-- Start --

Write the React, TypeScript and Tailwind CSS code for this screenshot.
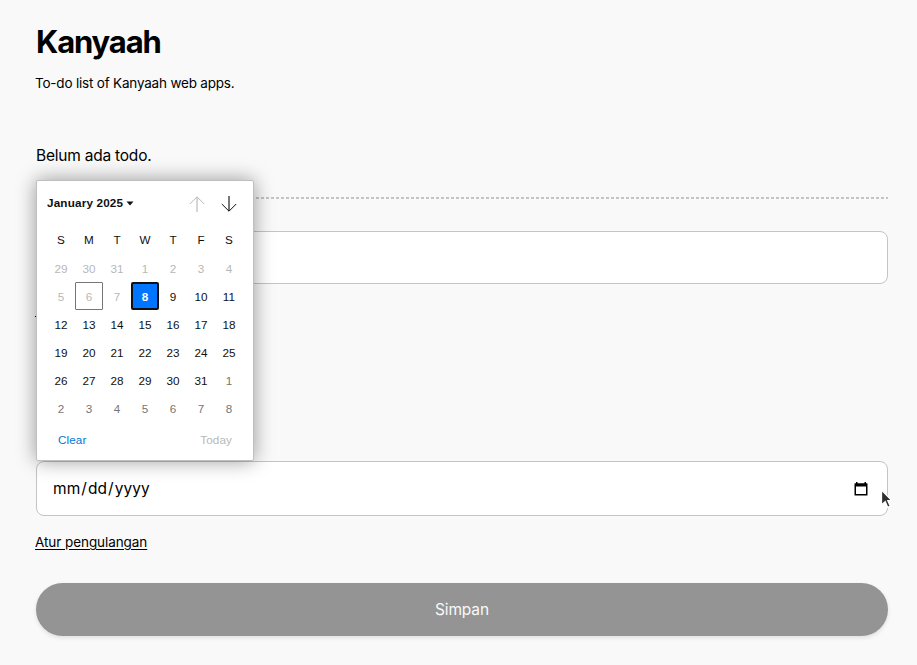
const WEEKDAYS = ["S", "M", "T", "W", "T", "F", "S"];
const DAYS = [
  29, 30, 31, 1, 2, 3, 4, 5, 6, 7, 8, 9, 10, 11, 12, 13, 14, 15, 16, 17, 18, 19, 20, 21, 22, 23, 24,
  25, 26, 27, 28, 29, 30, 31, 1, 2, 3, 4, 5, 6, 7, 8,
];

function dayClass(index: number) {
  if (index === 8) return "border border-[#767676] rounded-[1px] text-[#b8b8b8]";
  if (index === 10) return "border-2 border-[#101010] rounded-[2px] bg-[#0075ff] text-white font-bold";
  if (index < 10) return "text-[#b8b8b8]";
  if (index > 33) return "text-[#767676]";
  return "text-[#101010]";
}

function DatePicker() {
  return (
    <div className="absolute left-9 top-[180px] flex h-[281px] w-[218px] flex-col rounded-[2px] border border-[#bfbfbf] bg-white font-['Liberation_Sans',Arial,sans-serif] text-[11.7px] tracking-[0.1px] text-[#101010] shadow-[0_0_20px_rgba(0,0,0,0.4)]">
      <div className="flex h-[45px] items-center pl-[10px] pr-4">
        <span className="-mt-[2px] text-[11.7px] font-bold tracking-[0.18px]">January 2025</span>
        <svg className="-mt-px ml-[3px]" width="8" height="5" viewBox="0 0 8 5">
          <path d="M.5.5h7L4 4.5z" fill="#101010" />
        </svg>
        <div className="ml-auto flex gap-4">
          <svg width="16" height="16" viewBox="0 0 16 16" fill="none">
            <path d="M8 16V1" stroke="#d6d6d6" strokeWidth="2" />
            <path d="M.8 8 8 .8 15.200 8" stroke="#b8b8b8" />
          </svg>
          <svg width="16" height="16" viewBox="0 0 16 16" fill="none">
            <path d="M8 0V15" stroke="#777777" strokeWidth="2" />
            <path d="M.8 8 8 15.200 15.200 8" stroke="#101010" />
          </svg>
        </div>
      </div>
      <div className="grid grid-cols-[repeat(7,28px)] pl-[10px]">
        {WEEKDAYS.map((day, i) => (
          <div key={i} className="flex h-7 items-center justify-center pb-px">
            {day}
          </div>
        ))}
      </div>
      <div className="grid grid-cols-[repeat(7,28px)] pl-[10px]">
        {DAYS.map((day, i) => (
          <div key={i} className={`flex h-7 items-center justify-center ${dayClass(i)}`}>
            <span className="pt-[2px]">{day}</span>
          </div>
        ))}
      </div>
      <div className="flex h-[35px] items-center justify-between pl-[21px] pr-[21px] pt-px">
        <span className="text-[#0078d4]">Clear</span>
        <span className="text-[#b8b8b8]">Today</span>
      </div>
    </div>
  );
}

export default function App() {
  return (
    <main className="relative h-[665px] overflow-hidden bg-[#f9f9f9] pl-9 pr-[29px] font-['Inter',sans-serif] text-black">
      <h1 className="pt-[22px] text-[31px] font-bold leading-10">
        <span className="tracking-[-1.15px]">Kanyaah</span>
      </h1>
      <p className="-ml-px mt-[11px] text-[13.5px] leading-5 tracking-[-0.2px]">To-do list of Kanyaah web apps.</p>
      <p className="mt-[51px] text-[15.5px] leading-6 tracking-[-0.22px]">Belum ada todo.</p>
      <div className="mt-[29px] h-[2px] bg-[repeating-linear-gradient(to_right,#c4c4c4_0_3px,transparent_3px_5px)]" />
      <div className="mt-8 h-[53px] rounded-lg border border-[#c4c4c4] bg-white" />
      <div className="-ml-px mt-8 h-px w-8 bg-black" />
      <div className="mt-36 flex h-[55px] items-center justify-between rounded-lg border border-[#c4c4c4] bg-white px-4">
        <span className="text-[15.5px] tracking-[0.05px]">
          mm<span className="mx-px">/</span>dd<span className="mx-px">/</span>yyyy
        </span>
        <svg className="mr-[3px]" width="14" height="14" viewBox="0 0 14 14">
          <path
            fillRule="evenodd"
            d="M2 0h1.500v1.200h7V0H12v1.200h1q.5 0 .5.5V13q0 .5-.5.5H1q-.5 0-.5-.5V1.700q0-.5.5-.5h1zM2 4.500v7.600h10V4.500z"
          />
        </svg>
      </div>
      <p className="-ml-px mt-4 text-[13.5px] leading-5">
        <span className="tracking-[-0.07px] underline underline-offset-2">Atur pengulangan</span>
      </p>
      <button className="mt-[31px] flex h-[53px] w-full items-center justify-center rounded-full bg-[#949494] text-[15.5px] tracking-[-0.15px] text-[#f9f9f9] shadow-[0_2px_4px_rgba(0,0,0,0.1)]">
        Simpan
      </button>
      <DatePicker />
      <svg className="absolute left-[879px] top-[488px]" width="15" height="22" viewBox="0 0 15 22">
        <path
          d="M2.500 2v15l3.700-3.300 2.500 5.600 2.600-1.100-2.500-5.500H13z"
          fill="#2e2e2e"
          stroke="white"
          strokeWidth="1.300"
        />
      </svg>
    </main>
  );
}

-- End --

**Problem:**
Except for the pictures, reproduce every line exactly.

**Reply to the exercise:**
Write the React, TypeScript and Tailwind CSS code for this screenshot.
const WEEKDAYS = ["S", "M", "T", "W", "T", "F", "S"];
const DAYS = [
  29, 30, 31, 1, 2, 3, 4, 5, 6, 7, 8, 9, 10, 11, 12, 13, 14, 15, 16, 17, 18, 19, 20, 21, 22, 23, 24,
  25, 26, 27, 28, 29, 30, 31, 1, 2, 3, 4, 5, 6, 7, 8,
];

function dayClass(index: number) {
  if (index === 8) return "border border-[#767676] rounded-[1px] text-[#b8b8b8]";
  if (index === 10) return "border-2 border-[#101010] rounded-[2px] bg-[#0075ff] text-white font-bold";
  if (index < 10) return "text-[#b8b8b8]";
  if (index > 33) return "text-[#767676]";
  return "text-[#101010]";
}

function DatePicker() {
  return (
    <div className="absolute left-9 top-[180px] flex h-[281px] w-[218px] flex-col rounded-[2px] border border-[#bfbfbf] bg-white font-['Liberation_Sans',Arial,sans-serif] text-[11.7px] tracking-[0.1px] text-[#101010] shadow-[0_0_20px_rgba(0,0,0,0.4)]">
      <div className="flex h-[45px] items-center pl-[10px] pr-4">
        <span className="-mt-[2px] text-[11.7px] font-bold tracking-[0.18px]">January 2025</span>
        <svg className="-mt-px ml-[3px]" width="8" height="5" viewBox="0 0 8 5">
          <path d="M.5.5h7L4 4.5z" fill="#101010" />
        </svg>
        <div className="ml-auto flex gap-4">
          <svg width="16" height="16" viewBox="0 0 16 16" fill="none">
            <path d="M8 16V1" stroke="#d6d6d6" strokeWidth="2" />
            <path d="M.8 8 8 .8 15.200 8" stroke="#b8b8b8" />
          </svg>
          <svg width="16" height="16" viewBox="0 0 16 16" fill="none">
            <path d="M8 0V15" stroke="#777777" strokeWidth="2" />
            <path d="M.8 8 8 15.200 15.200 8" stroke="#101010" />
          </svg>
        </div>
      </div>
      <div className="grid grid-cols-[repeat(7,28px)] pl-[10px]">
        {WEEKDAYS.map((day, i) => (
          <div key={i} className="flex h-7 items-center justify-center pb-px">
            {day}
          </div>
        ))}
      </div>
      <div className="grid grid-cols-[repeat(7,28px)] pl-[10px]">
        {DAYS.map((day, i) => (
          <div key={i} className={`flex h-7 items-center justify-center ${dayClass(i)}`}>
            <span className="pt-[2px]">{day}</span>
          </div>
        ))}
      </div>
      <div className="flex h-[35px] items-center justify-between pl-[21px] pr-[21px] pt-px">
        <span className="text-[#0078d4]">Clear</span>
        <span className="text-[#b8b8b8]">Today</span>
      </div>
    </div>
  );
}

export default function App() {
  return (
    <main className="relative h-[665px] overflow-hidden bg-[#f9f9f9] pl-9 pr-[29px] font-['Inter',sans-serif] text-black">
      <h1 className="pt-[22px] text-[31px] font-bold leading-10">
        <span className="tracking-[-1.15px]">Kanyaah</span>
      </h1>
      <p className="-ml-px mt-[11px] text-[13.5px] leading-5 tracking-[-0.2px]">To-do list of Kanyaah web apps.</p>
      <p className="mt-[51px] text-[15.5px] leading-6 tracking-[-0.22px]">Belum ada todo.</p>
      <div className="mt-[29px] h-[2px] bg-[repeating-linear-gradient(to_right,#c4c4c4_0_3px,transparent_3px_5px)]" />
      <div className="mt-8 h-[53px] rounded-lg border border-[#c4c4c4] bg-white" />
      <div className="-ml-px mt-8 h-px w-8 bg-black" />
      <div className="mt-36 flex h-[55px] items-center justify-between rounded-lg border border-[#c4c4c4] bg-white px-4">
        <span className="text-[15.5px] tracking-[0.05px]">
          mm<span className="mx-px">/</span>dd<span className="mx-px">/</span>yyyy
        </span>
        <svg className="mr-[3px]" width="14" height="14" viewBox="0 0 14 14">
          <path
            fillRule="evenodd"
            d="M2 0h1.500v1.200h7V0H12v1.200h1q.5 0 .5.5V13q0 .5-.5.5H1q-.5 0-.5-.5V1.700q0-.5.5-.5h1zM2 4.500v7.600h10V4.500z"
          />
        </svg>
      </div>
      <p className="-ml-px mt-4 text-[13.5px] leading-5">
        <span className="tracking-[-0.07px] underline underline-offset-2">Atur pengulangan</span>
      </p>
      <button className="mt-[31px] flex h-[53px] w-full items-center justify-center rounded-full bg-[#949494] text-[15.5px] tracking-[-0.15px] text-[#f9f9f9] shadow-[0_2px_4px_rgba(0,0,0,0.1)]">
        Simpan
      </button>
      <DatePicker />
      <svg className="absolute left-[879px] top-[488px]" width="15" height="22" viewBox="0 0 15 22">
        <path
          d="M2.500 2v15l3.700-3.300 2.500 5.600 2.600-1.100-2.500-5.500H13z"
          fill="#2e2e2e"
          stroke="white"
          strokeWidth="1.300"
        />
      </svg>
    </main>
  );
}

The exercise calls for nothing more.